The Information Processing theory is a cornerstone of cognitive psychology, offering a framework to understand how the human mind processes incoming information, stores it, and retrieves it for use. This analogy to computer processing, established by Atkinson and Shiffrin in 1968, breaks down the process into three primary components: encoding, storage, and retrieval. Let’s delve into each component to understand their roles in learning.


Encoding refers to the process by which information is transformed into a form that can be processed and stored in memory. Just as a computer converts data into binary code, the human brain converts incoming information into meaningful patterns. In the context of language learning, encoding involves the transformation of linguistic inputs (such as new vocabulary or grammar rules) into representations that can be stored in memory. This process is influenced by attention and perception, determining which information is noticed and how it is initially interpreted.


Storage pertains to how encoded information is maintained in the memory over time. Atkinson and Shiffrin described memory as consisting of multiple components, including sensory memory, short-term memory (or working memory), and long-term memory. Sensory memory holds information for a very brief period, allowing it to be perceived. Short-term memory retains information temporarily for active processing, with a limited capacity of about 7±2 items. Long-term memory, however, has a much larger capacity and can store information indefinitely. Effective learning strategies aim to transfer knowledge from short-term to long-term memory, ensuring it can be retrieved when needed.
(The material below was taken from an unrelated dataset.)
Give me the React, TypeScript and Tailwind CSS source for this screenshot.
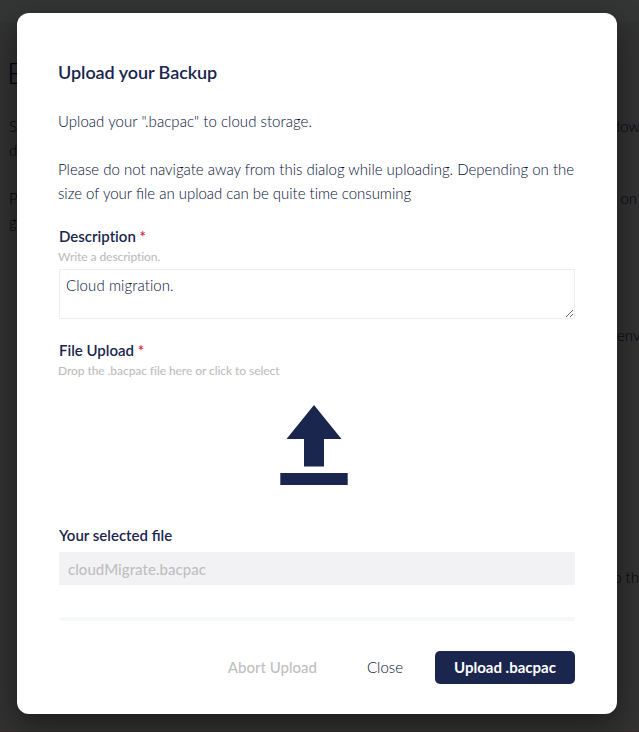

Retrieval is the process of accessing and bringing into conscious thought the information stored in long-term memory. It can be influenced by various factors, such as the context, cues, and the way information was encoded and stored. In language learning, retrieval practice might involve using the target language in conversation, completing exercises, or taking tests, which helps to strengthen memory and make retrieval more accessible in the future.

Application in Language Learning

Understanding these processes offers valuable insights into effective language teaching and learning strategies. For example:

  • Encoding Strategies: Techniques like mnemonics, imagery, and making connections to existing knowledge can improve the encoding of new language information.
  • Enhancing Storage: Repetition, spaced learning, and elaborative rehearsal are strategies that help transfer information into long-term memory, making it more durable.
  • Facilitating Retrieval: Practice in varied contexts, using recall exercises, and teaching students to use cues can enhance the ability to retrieve language information when needed.

This model highlights the importance of engaging with language learning material in ways that effectively encode, store, and retrieve information, underscoring the cognitive processes that support language acquisition.